I Once was lost and now am found….

Any honest priest who knows his altar boys will tell you they’re prey to mortal sin, especially as they pass through puberty and their fervid imaginations evoke that which they have yet to experience firsthand – stern admonitions of wimpled catechism sisters notwithstanding.

I was one of those altar boys in Morrisville in the 50s. We often caucused to share euphemisms for our particular sin. We’d stand around before mass, looking nervously at our palms and suggest such vocabulary to one another that would hopefully elude the hearing of our father confessor in a rapidly stated litany of otherwise venial sins.
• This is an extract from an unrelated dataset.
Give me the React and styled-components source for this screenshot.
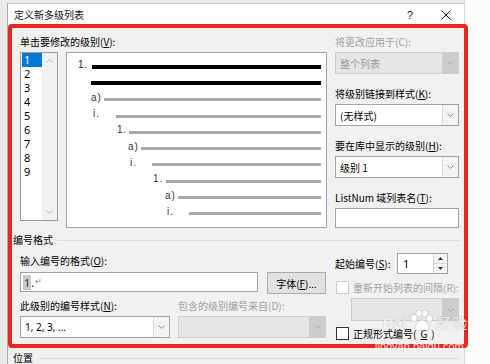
import React from 'react';
import styled, { createGlobalStyle } from 'styled-components';

const Global = createGlobalStyle`
  html, body { margin: 0; padding: 0; height: 100%; overflow: hidden; }
  body {
    font-family: "Noto Sans CJK SC", "Liberation Sans", sans-serif;
    font-size: 10px;
    color: #000;
    background: #fff;
  }
  #root { height: 100%; }
  * { box-sizing: border-box; }
`;

const Page = styled.div`
  position: relative;
  display: flex;
  height: 364px;
  background: #fff;
`;

const Screen = styled.div`
  width: 464px;
  padding: 3px 0 0 7px;
  background: #e9e9e9;
  display: flex;
  flex-direction: column;
`;

const RightFill = styled.div`
  flex: 1;
  background: #fbfbfb;
  border-left: 1px solid #d6d6d6;
`;

const Dialog = styled.div`
  flex: 1;
  display: flex;
  flex-direction: column;
  background: #f0f0f0;
  border-left: 1px solid #a9a9a9;
  border-top: 1px solid #c4c4c4;
`;

const TitleBar = styled.div`
  height: 21px;
  background: #fff;
  display: flex;
  align-items: center;
  padding-left: 6px;
  font-size: 10px;
  color: #111;
`;

const TitleText = styled.span`
  flex: 1;
  line-height: 14px;
`;

const TitleButton = styled.div`
  width: 36px;
  height: 21px;
  display: flex;
  align-items: center;
  justify-content: center;
  font-family: "Liberation Sans", sans-serif;
  font-size: 11px;
  color: #222;
`;

const Body = styled.div`
  padding: 10px 4px 0 5px;
  display: flex;
  flex-direction: column;
`;

const TopSection = styled.div`
  display: flex;
  gap: 8px;
  padding-left: 7px;
`;

const LeftCol = styled.div`
  width: 307px;
  display: flex;
  flex-direction: column;
`;

const Label = styled.div`
  height: 14px;
  line-height: 14px;
  white-space: nowrap;
  color: ${p => (p.$disabled ? '#a2a2a2' : '#000')};
`;

const Key = styled.span`
  text-decoration: underline;
  text-underline-offset: 1px;
`;

const LevelRow = styled.div`
  display: flex;
  gap: 8px;
  margin-top: 3px;
  align-items: flex-start;
`;

const ListBox = styled.div`
  width: 38px;
  height: 169px;
  border: 1px solid #9c9c9c;
  background: #fff;
  display: flex;
`;

const ListItems = styled.div`
  flex: 1;
  padding: 0 0 0 1px;
`;

const ListItem = styled.div`
  height: 14px;
  line-height: 14px;
  padding-left: 2px;
  font-family: "Noto Sans", "Liberation Sans", sans-serif;
  font-size: 11px;
  background: ${p => (p.$selected ? '#0078d7' : 'transparent')};
  color: ${p => (p.$selected ? '#fff' : '#000')};
`;

const ScrollBar = styled.div`
  width: 15px;
  background: #f0f0f0;
  display: flex;
  flex-direction: column;
  justify-content: space-between;
  align-items: center;
  padding: 6px 0 6px;
`;

const Preview = styled.div`
  width: 261px;
  height: 176px;
  border: 1px solid #a5a5a5;
  background: #fff;
  padding-top: 6px;
  display: flex;
  flex-direction: column;
`;

const PreviewRow = styled.div`
  height: 16.3px;
  display: flex;
  align-items: center;
  padding-right: 5px;
`;

const PreviewLabel = styled.span`
  flex: none;
  font-family: "Liberation Sans", sans-serif;
  font-size: 10px;
  line-height: 11px;
  letter-spacing: 1px;
  color: ${p => (p.$dark ? '#222' : '#333')};
  margin-bottom: 5px;
`;

const Bar = styled.div`
  flex: 1;
  height: ${p => (p.$dark ? '4px' : '3px')};
  background: ${p => (p.$dark ? '#000' : '#a8a8a8')};
`;

const RightCol = styled.div`
  width: 124px;
  display: flex;
  flex-direction: column;
  gap: 13px;
`;

const Field = styled.div`
  display: flex;
  flex-direction: column;
  gap: ${p => p.$gap ?? 3}px;
  width: ${p => (p.$w ? `${p.$w}px` : 'auto')};
`;

const ComboBox = styled.div`
  height: ${p => p.$h ?? 22}px;
  width: ${p => (p.$w ? `${p.$w}px` : '100%')};
  margin-left: ${p => p.$ml ?? 0}px;
  margin-top: ${p => p.$mt ?? 0}px;
  border: 1px solid ${p => (p.$disabled ? '#cdcdcd' : '#a3a3a3')};
  background: ${p => (p.$disabled ? '#e5e5e5' : '#fff')};
  display: flex;
  align-items: stretch;
`;

const ComboText = styled.div`
  flex: 1;
  display: flex;
  align-items: center;
  padding-left: 4px;
  white-space: nowrap;
  color: ${p => (p.$disabled ? '#9a9a9a' : '#000')};
  font-family: ${p => (p.$latin ? '"Noto Sans", "Liberation Sans", sans-serif' : 'inherit')};
`;

const ComboButton = styled.div`
  width: 16px;
  display: flex;
  align-items: center;
  justify-content: center;
  background: ${p => (p.$disabled ? '#cccccc' : '#f3f3f3')};
  border-left: 1px solid ${p => (p.$disabled ? '#cccccc' : '#d9d9d9')};
`;

const TextInput = styled.div`
  height: ${p => p.$h ?? 20}px;
  width: ${p => (p.$w ? `${p.$w}px` : '100%')};
  border: 1px solid #a3a3a3;
  background: #fff;
  display: flex;
  align-items: center;
  padding-left: 2px;
  font-family: "Noto Sans", "Liberation Sans", sans-serif;
  font-size: 11px;
`;

const Highlight = styled.span`
  background: #c9c9c9;
  color: #333;
  padding: 0 1px;
`;

const ReturnMark = styled.span`
  font-size: 8px;
  color: #888;
  margin-left: 1px;
  position: relative;
  top: -2px;
`;

const GroupHeader = styled.div`
  display: flex;
  align-items: center;
  gap: 4px;
  margin-top: ${p => p.$mt ?? 5}px;
  height: 14px;
  line-height: 14px;
  padding-right: 1px;
  &::after {
    content: '';
    flex: 1;
    height: 1px;
    background: #dcdcdc;
  }
`;

const LowerSection = styled.div`
  display: flex;
  gap: 9px;
  padding-left: 7px;
  margin-top: 6px;
`;

const LowerLeft = styled.div`
  width: 306px;
  padding-top: 1px;
  display: flex;
  flex-direction: column;
`;

const InputRow = styled.div`
  display: flex;
  gap: 9px;
  margin-top: 4px;
  align-items: flex-start;
`;

const Button = styled.div`
  width: 59px;
  height: 22px;
  border: 1px solid #adadad;
  background: #e1e1e1;
  display: flex;
  align-items: center;
  justify-content: center;
  white-space: nowrap;
`;

const StyleRow = styled.div`
  display: flex;
  gap: 8px;
  margin-top: 5px;
`;

const LowerRight = styled.div`
  width: 124px;
  display: flex;
  flex-direction: column;
`;

const SpinRow = styled.div`
  display: grid;
  grid-template-columns: 62px 51px;
  align-items: center;
`;

const SpinBox = styled.div`
  height: 21px;
  border: 1px solid #a3a3a3;
  background: #fff;
  display: flex;
`;

const SpinValue = styled.div`
  flex: 1;
  display: flex;
  align-items: center;
  padding-left: 5px;
  font-family: "Noto Sans", "Liberation Sans", sans-serif;
  font-size: 11px;
`;

const SpinButtons = styled.div`
  width: 14px;
  display: flex;
  flex-direction: column;
  border-left: 1px solid #d4d4d4;
`;

const SpinHalf = styled.div`
  flex: 1;
  display: flex;
  align-items: center;
  justify-content: center;
  background: #f4f4f4;
  & + & { border-top: 1px solid #d4d4d4; }
`;

const CheckRow = styled.div`
  display: flex;
  align-items: center;
  gap: 4px;
  height: 13px;
  margin-top: ${p => p.$mt ?? 0}px;
  padding-left: 1px;
  white-space: nowrap;
  color: ${p => (p.$disabled ? '#a2a2a2' : '#000')};
`;

const CheckBox = styled.div`
  width: 13px;
  height: 13px;
  flex: none;
  border: 1px solid ${p => (p.$disabled ? '#cccccc' : '#333')};
  background: #fff;
`;

const RedFrame = styled.div`
  position: absolute;
  left: 8px;
  top: 24px;
  width: 460px;
  height: 324px;
  border: 4px solid #e9261f;
  border-radius: 4px;
  pointer-events: none;
`;

const Watermark = styled.div`
  position: absolute;
  left: 383px;
  top: 310px;
  display: flex;
  align-items: flex-end;
  gap: 2px;
  color: rgba(255, 255, 255, 0.9);
  text-shadow: 0 0 1px rgba(0, 0, 0, 0.35);
  pointer-events: none;
`;

const WmLatin = styled.span`
  font-family: "Liberation Sans", sans-serif;
  font-weight: bold;
  font-size: 15px;
  line-height: 18px;
`;

const WmCjk = styled.span`
  font-size: 15px;
  line-height: 18px;
  letter-spacing: 1px;
`;

const WmUrl = styled.div`
  position: absolute;
  left: 375px;
  top: 340px;
  font-family: "Liberation Sans", sans-serif;
  font-size: 11px;
  line-height: 12px;
  color: rgba(255, 255, 255, 0.85);
  pointer-events: none;
`;

const Chevron = ({ up = false, color = '#8a8a8a' }) => (
  <svg width="7" height="4" viewBox="0 0 7 4">
    <path
      d={up ? 'M0.5 3.5 L3.5 0.5 L6.5 3.5' : 'M0.5 0.5 L3.5 3.5 L6.5 0.5'}
      fill="none"
      stroke={color}
      strokeWidth="1"
    />
  </svg>
);

const Tri = ({ up }) => (
  <svg width="5" height="3" viewBox="0 0 5 3">
    <path d={up ? 'M0 3 L2.5 0 L5 3 Z' : 'M0 0 L2.5 3 L5 0 Z'} fill="#333" />
  </svg>
);

const Combo = ({ text, disabled, latin, ...rest }) => (
  <ComboBox $disabled={disabled} {...rest}>
    <ComboText $disabled={disabled} $latin={latin}>{text}</ComboText>
    <ComboButton $disabled={disabled}>
      <Chevron color={disabled ? '#a8a8a8' : '#8a8a8a'} />
    </ComboButton>
  </ComboBox>
);

const previewRows = [
  { indent: 11, label: '1.', w: 14, dark: true },
  { indent: 24, label: '', w: 0, dark: true },
  { indent: 24, label: 'a)', w: 13 },
  { indent: 26, label: 'i.', w: 23 },
  { indent: 50, label: '1.', w: 12 },
  { indent: 61, label: 'a)', w: 13 },
  { indent: 63, label: 'i.', w: 22 },
  { indent: 86, label: '1.', w: 13 },
  { indent: 98, label: 'a)', w: 13 },
  { indent: 100, label: 'i.', w: 22 },
];

const Paw = () => (
  <svg width="26" height="22" viewBox="0 0 26 22">
    <g fill="rgba(255,255,255,0.9)" stroke="rgba(0,0,0,0.2)" strokeWidth="0.6">
      <ellipse cx="6" cy="8" rx="3" ry="3.6" />
      <ellipse cx="11" cy="3.6" rx="3" ry="3.4" />
      <ellipse cx="17" cy="3.6" rx="3" ry="3.4" />
      <ellipse cx="21.5" cy="8.5" rx="3" ry="3.6" />
      <path d="M7 18 C8 12 12 10 14 10 C17 10 20 13 21 18 C21 21 17 21 14 20 C11 21 7 21 7 18 Z" />
    </g>
  </svg>
);

export default function App() {
  return (
    <>
      <Global />
      <Page>
        <Screen>
          <Dialog>
            <TitleBar>
              <TitleText>定义新多级列表</TitleText>
              <TitleButton>?</TitleButton>
              <TitleButton>
                <svg width="10" height="10" viewBox="0 0 10 10">
                  <path d="M0.5 0.5 L9.5 9.5 M9.5 0.5 L0.5 9.5" stroke="#222" strokeWidth="1" />
                </svg>
              </TitleButton>
            </TitleBar>
            <Body>
              <TopSection>
                <LeftCol>
                  <Label>单击要修改的级别(<Key>V</Key>):</Label>
                  <LevelRow>
                    <ListBox>
                      <ListItems>
                        {[1, 2, 3, 4, 5, 6, 7, 8, 9].map(n => (
                          <ListItem key={n} $selected={n === 1}>{n}</ListItem>
                        ))}
                      </ListItems>
                      <ScrollBar>
                        <Chevron up color="#b5b5b5" />
                        <Chevron color="#b5b5b5" />
                      </ScrollBar>
                    </ListBox>
                    <Preview>
                      {previewRows.map((r, i) => (
                        <PreviewRow key={i} style={{ paddingLeft: r.indent }}>
                          {r.w > 0 && (
                            <PreviewLabel $dark={r.dark} style={{ width: r.w }}>{r.label}</PreviewLabel>
                          )}
                          <Bar $dark={r.dark} />
                        </PreviewRow>
                      ))}
                    </Preview>
                  </LevelRow>
                </LeftCol>
                <RightCol>
                  <Field>
                    <Label $disabled>将更改应用于(C):</Label>
                    <Combo text="整个列表" disabled />
                  </Field>
                  <Field>
                    <Label>将级别链接到样式(<Key>K</Key>):</Label>
                    <Combo text="(无样式)" />
                  </Field>
                  <Field>
                    <Label>要在库中显示的级别(<Key>H</Key>):</Label>
                    <Combo text="级别 1" />
                  </Field>
                  <Field>
                    <Label>ListNum 域列表名(<Key>T</Key>):</Label>
                    <TextInput />
                  </Field>
                </RightCol>
              </TopSection>

              <GroupHeader>编号格式</GroupHeader>

              <LowerSection>
                <LowerLeft>
                  <Label>输入编号的格式(<Key>O</Key>):</Label>
                  <InputRow>
                    <TextInput $w={238}>
                      <Highlight>1</Highlight>.<ReturnMark>↵</ReturnMark>
                    </TextInput>
                    <Button>字体(<Key>F</Key>)...</Button>
                  </InputRow>
                  <StyleRow>
                    <Field $w={150}>
                      <Label>此级别的编号样式(<Key>N</Key>):</Label>
                      <Combo text="1, 2, 3, ..." latin />
                    </Field>
                    <Field $w={148}>
                      <Label $disabled>包含的级别编号来自(D):</Label>
                      <Combo text="" disabled />
                    </Field>
                  </StyleRow>
                </LowerLeft>
                <LowerRight>
                  <SpinRow>
                    <Label>起始编号(<Key>S</Key>):</Label>
                    <SpinBox>
                      <SpinValue>1</SpinValue>
                      <SpinButtons>
                        <SpinHalf><Tri up /></SpinHalf>
                        <SpinHalf><Tri /></SpinHalf>
                      </SpinButtons>
                    </SpinBox>
                  </SpinRow>
                  <CheckRow $mt={7} $disabled>
                    <CheckBox $disabled />
                    重新开始列表的间隔(R):
                  </CheckRow>
                  <Combo text="" disabled $ml={16} $w={108} $h={23} $mt={4} />
                  <CheckRow $mt={6}>
                    <CheckBox />
                    正规形式编号(<Key>G</Key>)
                  </CheckRow>
                </LowerRight>
              </LowerSection>

              <GroupHeader $mt={11}>位置</GroupHeader>
            </Body>
          </Dialog>
        </Screen>
        <RightFill />
        <RedFrame />
        <Watermark>
          <WmLatin>Bai</WmLatin>
          <Paw />
          <WmCjk>经验</WmCjk>
        </Watermark>
        <WmUrl>jingyan.baidu.com</WmUrl>
      </Page>
    </>
  );
}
Altar boys must take communion and one cannot partake unless one is in a state of grace. Thus to decline the sacred host is to announce one’s self in state of mortal sin. The aforementioned sin of lust is indeed mortal, consigning one either to purgatory or hell depending on the number offenses. It was therefore critical for each of us to get to confession immediately before mass to obtain absolution. Saturday afternoon confessions were risky, as who knows what cheesecake our imaginations might summon up on a lonely Saturday night at home?

On this day, I was running late to the 8 AM mass and feared missing confession and therefore communion. Finding the indicator light still lit over the confessional, I slipped behind the curtain. The small panel slid back and I began my confession.

I immediately sensed trouble. It was not our parish priest who was used to our impieties, but the deaf priest from Hyde Park filling in.

“You did what again?” he bellowed. “Did you touch her?” he thundered, missing entirely the confidential import of my confession.

I was mortified and considered spending the rest of my life inside the confessional. My worst fears were realized when I emerged with a lengthy penance. All the beady eyes of the faithful were on me as I rushed in to don my cassock and surplice for mass.

Throughout the service, I tried to appear penitent and bear the judgment of my neighbors staring at me and wondering what I had done and to whom, even though my sin was one of emission not commission.

The good news is I received communion and again could count myself among the found, at least until the following Sunday.

One Response to “I Once was lost and now am found….”

Bill, your essays they just get better and better, I am married to Catholic Charlie a name given to husband Charlie by my Carmelite buddy Sister Mary Joseph of the Trinity who has been at the Carmelite Monastery in Des Plaines Ilinois since the eighties. She is the mother of ten by a pact with her husband Richard Miller agreed that whoever died first the other would go into the clothe. I know my friend Sister Mary aka Ann Miller the toast if San Francjsco would enjoy your most recent. I met her many years ago on an archeolocal dig in Israel. We became best friends, went down the Salmon River and other wonderful places. I went to her farewell party consisting of 1500 of her closest friends. It so happened that we were on the same united flight from San Francisco to Chicago. I was on my way home from the party Ann on her way to the monastery I headed home to Vermont. It was an honor to walk with my dear friend to the next phase of her fascinating life, we hugged goodbye she to a cloistered life and I home to the beautiful freedom of Vermont. Who was luckier? We will never know. I have visited sister Mary Joseph and chatted with her with a screen between us but nonetheless as close as when we used to get up before the heat of the Israel sun. To dig for evidence of as far back as tge Sea Peoples in Tel Dor Israel. I am blessed by this friendship which continues through our lives in spite of being cloistered from one another.